Sunday, October 31, 2010

sunday night meal- yep, chicken

Hi all,

Earlier this month, I was sick for over a week, which is very much out of the ordinary. I get sick every once in a while, but don't normally feel under the weather for more than a few days at a time. I eat a lot of garlic, take vitamins, have a balanced diet, etc. etc, which makes me surprised when it happens, but every once in a while a cold just takes me out. And I got taken out. One of the side effects was a loss of appetite. Don't get me wrong. i was eating. I knew I needed to eat, but I didn't have any cravings, I didn't feel hungry. I wasn't having any "oooooh, where's my sushi at" moments. Normally I crave. I think about what I want to eat, I work to make it happen.

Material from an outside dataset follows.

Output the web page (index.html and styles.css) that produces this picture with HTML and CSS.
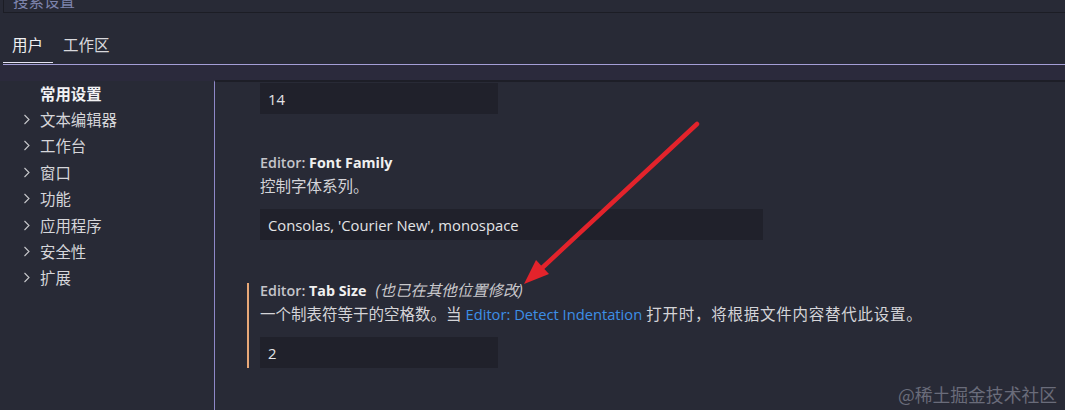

It was a tough couple of weeks.

Thankfully, I got my appetite back last night! And in honor of that, I wanted to make a nice sunday dinner that would help set me up for lunch for the rest of the week. I didn't have the energy to do a full Fairway shopping, and I had a fair amount of stuff in my fridge that was fair game, so I went to the market with a small basket, and picked up a few things. They were having a sale on chicken breast, $1.99/lb, so i got 5 large boneless skinless chicken breasts for less than 11 dollars. I felt flush. I picked up a few other things I needed for the week and went home.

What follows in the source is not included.